Our Bibles put it in another way: in the midst of life there is death.  In fact, one of the great questions of the ages is: why is there evil in the world? Job faces this dilemma, the great dichotomy of life, that is at once beautiful and full of hope and expectation, yet at the same time a monument to despair.  His answer: the Lord gives, the Lord takes away.  Blessed be the name of Lord! 

And when you think of it, what other explanation can there be?  For the psalmist says: “we spend our years as a tale that is told.”   

Those lines come from Psalm 90, known as the prayer of Moses. It is the psalm from which we get the lines: “The days of our years are threescore years and ten; and if by reason of strength they be fourscore, yet is their strength Labour and sorrow, for it is soon cut off, and we fly away.” 

Many of us, mistakenly in my view, come to believe that we are promised to be here 70 years.  But if you look at the construction of the language you will see that the psalmist is only describing what the normal situation is.  Most times we live to be 70, and sometimes 80 but the psalmist also says of the lives of men: “they are like grass which groweth up.  In the morning, it flourisheth, and groweth up; in the evening it is cut down and withereth.” 

The Prime Minister of The Bahamas, our Government and people would wish me to extend to the family of the late Joseph Darius Burrows our heartfelt condolences on his passing. 

Those of you who are his contemporaries, in your teens and early twenties, will come to understand how life is filled with great joy and sorrow, all at one and the same time, and come to see this overwhelming loss as part of the larger picture.  The lesson in this sad event is that we must live our lives at all times to help our fellow men and women, for our life is like that of the grass. 
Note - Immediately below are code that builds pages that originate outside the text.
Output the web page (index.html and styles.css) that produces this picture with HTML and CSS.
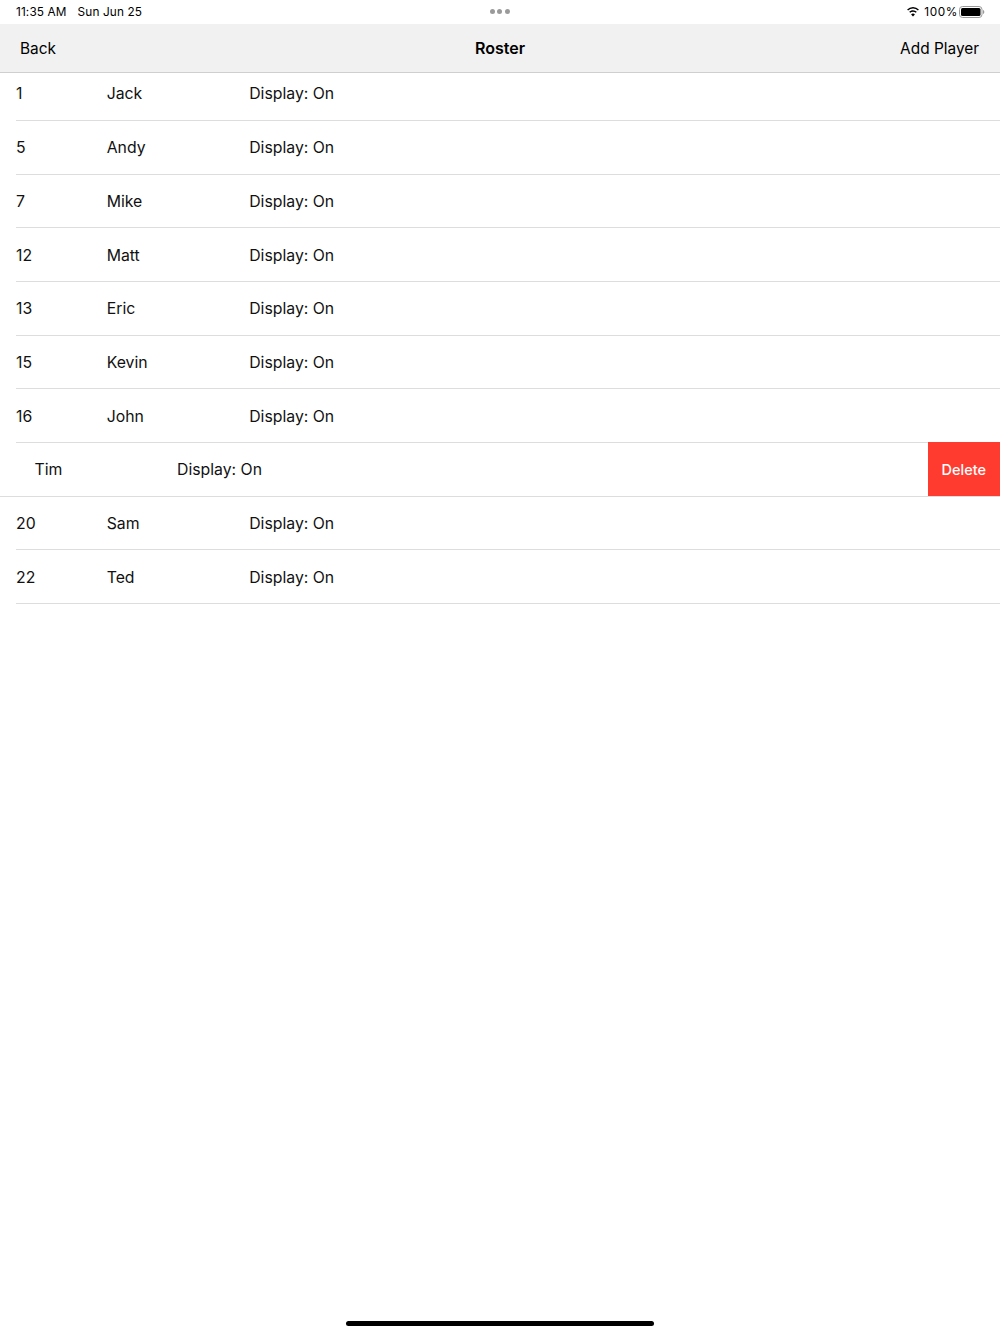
FILE: index.html
```html
<!DOCTYPE html>
<html lang="en">
<head>
<meta charset="utf-8">
<title>Roster</title>
<link rel="stylesheet" href="styles.css">
</head>
<body>
<div class="screen">
  <div class="status">
    <div class="status-left"><span>11:35 AM</span><span>Sun Jun 25</span></div>
    <div class="dots"><i></i><i></i><i></i></div>
    <div class="status-right">
      <svg class="wifi" width="14" height="11" viewBox="0 0 14 11"><path d="M7 2.6c1.9 0 3.6.7 4.9 2l1-1.1A8.4 8.4 0 0 0 7 1 8.4 8.4 0 0 0 1.100 3.500l1 1.100a7 7 0 0 1 4.900-2zM7 5.700c1.100 0 2.100.4 2.800 1.100l1-1.100A5.600 5.600 0 0 0 7 4.200c-1.500 0-2.800.6-3.800 1.500l1 1.100c.7-.7 1.700-1.100 2.800-1.100zM7 10.500l1.900-2.100A2.800 2.800 0 0 0 7 7.600c-.7 0-1.400.3-1.900.8z" fill="#000"/></svg>
      <span class="pct">100%</span>
      <svg class="battery" width="26" height="12" viewBox="0 0 26 12"><rect x="0.500" y="0.500" width="22.500" height="11" rx="3" fill="none" stroke="#999"/><rect x="2" y="2" width="19.500" height="8" rx="1.500" fill="#000"/><path d="M24 4v4c.8-.3 1.300-1.100 1.300-2S24.800 4.300 24 4z" fill="#999"/></svg>
    </div>
  </div>
  <header class="nav">
    <span class="nav-item">Back</span>
    <span class="nav-title">Roster</span>
    <span class="nav-item">Add Player</span>
  </header>
  <main class="list">
    <div class="row row-first"><span class="num">1</span><span class="name">Jack</span><span>Display: On</span></div>
    <div class="row"><span class="num">5</span><span class="name">Andy</span><span>Display: On</span></div>
    <div class="row"><span class="num">7</span><span class="name">Mike</span><span>Display: On</span></div>
    <div class="row"><span class="num">12</span><span class="name">Matt</span><span>Display: On</span></div>
    <div class="row"><span class="num">13</span><span class="name">Eric</span><span>Display: On</span></div>
    <div class="row"><span class="num">15</span><span class="name">Kevin</span><span>Display: On</span></div>
    <div class="row"><span class="num">16</span><span class="name">John</span><span>Display: On</span></div>
    <div class="row row-swiped"><span class="name-swiped">Tim</span><span>Display: On</span><span class="delete">Delete</span></div>
    <div class="row"><span class="num">20</span><span class="name">Sam</span><span>Display: On</span></div>
    <div class="row"><span class="num">22</span><span class="name">Ted</span><span>Display: On</span></div>
  </main>
  <div class="home-area"><div class="home-bar"></div></div>
</div>
</body>
</html>
```
FILE: styles.css
```css
* { box-sizing: border-box; }
html, body { margin: 0; padding: 0; background: #fff; }
body { font-family: Inter, "Liberation Sans", sans-serif; color: #000; }
.screen { width: 1000px; height: 1334px; display: flex; flex-direction: column; overflow: hidden; }
.status { height: 24px; flex: none; display: grid; grid-template-columns: 1fr auto 1fr; align-items: center; padding: 0 15px 1px 16px; font-size: 11.800px; letter-spacing: 0.130px; }
.status-left { display: flex; gap: 11px; }
.dots { display: flex; gap: 2.500px; margin-left: -2px; }
.dots i { width: 5px; height: 5px; border-radius: 50%; background: #9a9a9a; }
.status-right { display: flex; justify-content: flex-end; align-items: center; gap: 4px; }
.wifi { margin-right: 0; }
.pct { letter-spacing: 0.600px; }
.battery { margin-left: -3px; }
.nav { height: 49px; flex: none; background: #f1f1f1; border-bottom: 1px solid #cfcfcf; display: flex; justify-content: space-between; align-items: center; padding: 0 21px 0 20px; font-size: 15.400px; }
.nav-title { font-weight: 600; font-size: 16px; position: absolute; left: 0; right: 0; text-align: center; pointer-events: none; }
.list { flex: none; }
.row { height: 53.670px; margin-left: 16px; padding-top: 1px; display: flex; align-items: center; border-bottom: 1px solid #dddddd; font-size: 15.800px; color: #111; }
.row-first { height: 48px; padding: 0 0 7px; }
.num { width: 90.700px; flex: none; }
.name { width: 142.500px; flex: none; }
.row-swiped { margin-left: 0; padding-left: 34.500px; padding-top: 0; position: relative; }
.name-swiped { width: 142.500px; flex: none; }
.delete { position: absolute; top: -1px; bottom: 0; right: 0; width: 72.500px; padding-top: 1px; background: #ff3b30; color: #fff; font-size: 14.500px; font-weight: 500; display: flex; align-items: center; justify-content: center; }
.home-area { margin-top: auto; height: 13px; flex: none; }
.home-bar { width: 308px; height: 5px; margin: 0 auto; background: #000; border-radius: 3px; }
```
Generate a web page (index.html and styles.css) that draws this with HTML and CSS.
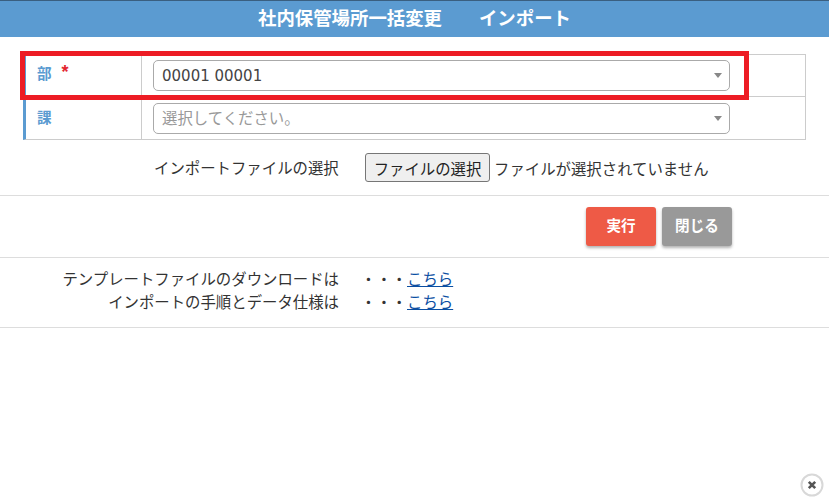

There is no one to blame for this and it is not productive to say what if. We believe that the perpetrators will be found, and we have been assured by the Government of Jamaica that everything will be done to find out who did this. They are no doubt evil persons, and their individual evils must not go unpunished. Our countrymen are naturally concerned about the safety of our young people in Jamaica but the answer is in part that there are threats to personal safety and security everywhere that you go.  We must all resort to being more careful and vigilant where we can and become even more our brother and our sister’s keeper. Stick closer to one another.  The Government will do what it can to address any other concerns. 

My brother Stephen, no one can know the trouble that you feel. But please be assured that an entire nation is behind you and is with you and your family at this time.  And we shall continue to pray for you, your family, your son’s widow and his daughter.  

Dr. Thompson, we add those words of assurance to the entire University Community, and the Seventh Day Adventist Church and say that your response to this crisis has been so comforting.  May God continue to bless you all!